Although the top estate tax rate is currently 40 percent, the Tax Policy Center estimates that in 2017 the average tax rate paid by the few estates subject to the tax will be less than half that amount (17.0 percent). Taxable estates worth between $5 million and $10 million will pay less than a 9 percent tax rate, on average, and those estates worth more than $20 million will pay an average estate tax rate of less than 20 percent. One reason for such a low tax rate is that estate taxes are levied only on the portion of an estate’s value that exceeds the exemption level. For example, the estate of a couple worth $12 million would owe taxes on only around $1 million, based upon the current $5.49 million exemption per person (nearly $11 million a couple). Moreover, policymakers have enacted generous deductions and other discounts that can shield a large portion of an estate’s remaining value from taxation.

The Very Wealthiest Americans Pay the Largest Share of the Estate Tax

The estate tax is the most progressive part of the US tax code because it affects only Americans who are most able to pay.
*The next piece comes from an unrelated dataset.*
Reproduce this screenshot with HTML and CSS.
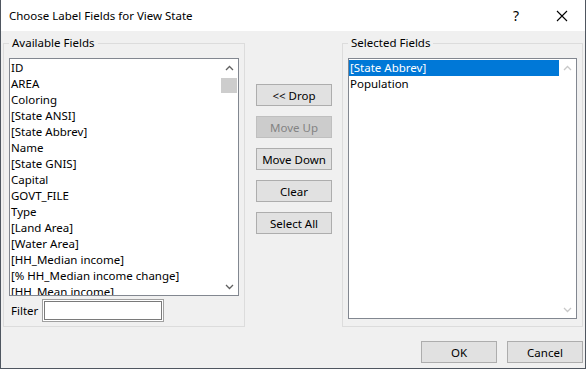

As a result, the estate tax helps make the US tax system more equitable and fair. And the very wealthiest not only account for the largest share of the few Americans subject to the estate tax, but their estates account for the largest share of estate tax revenue. The top 10 percent of income earners account for two-thirds of all estates subject to tax and will pay 88 percent of all estate taxes in 2017, according to Tax Policy Center estimates. Further, the top one-tenth of 1 percent of income earners account for only 4 percent of taxable returns, but will pay $5.5 billion — more than one-quarter of all estimated estate tax revenue this year.

Repealing the Estate Tax: Benefitting the Wealthy Few Would Cost a Lot

Repeal of the federal estate tax would provide a significant tax break to the very wealthiest Americans, including Californians, with this loss of revenue very likely paid for by cuts to vital services that help the less fortunate make ends meet and access greater opportunity. Although the estate tax affects only a small number of the very wealthy, it raises substantial revenue that supports key public systems and services. This makes the proposal to repeal the estate tax particularly unfair, as it comes at the same time that the President and Congress have proposed significant cuts to many of these important services. If Congress acts to eliminate the estate tax, less well-off taxpayers would have to make up for the lost revenue in order to help pay for these services, face reductions to these services, or bear the burden of increases in the national debt, which could eventually force cuts to health care, education, scientific research, and other vital programs.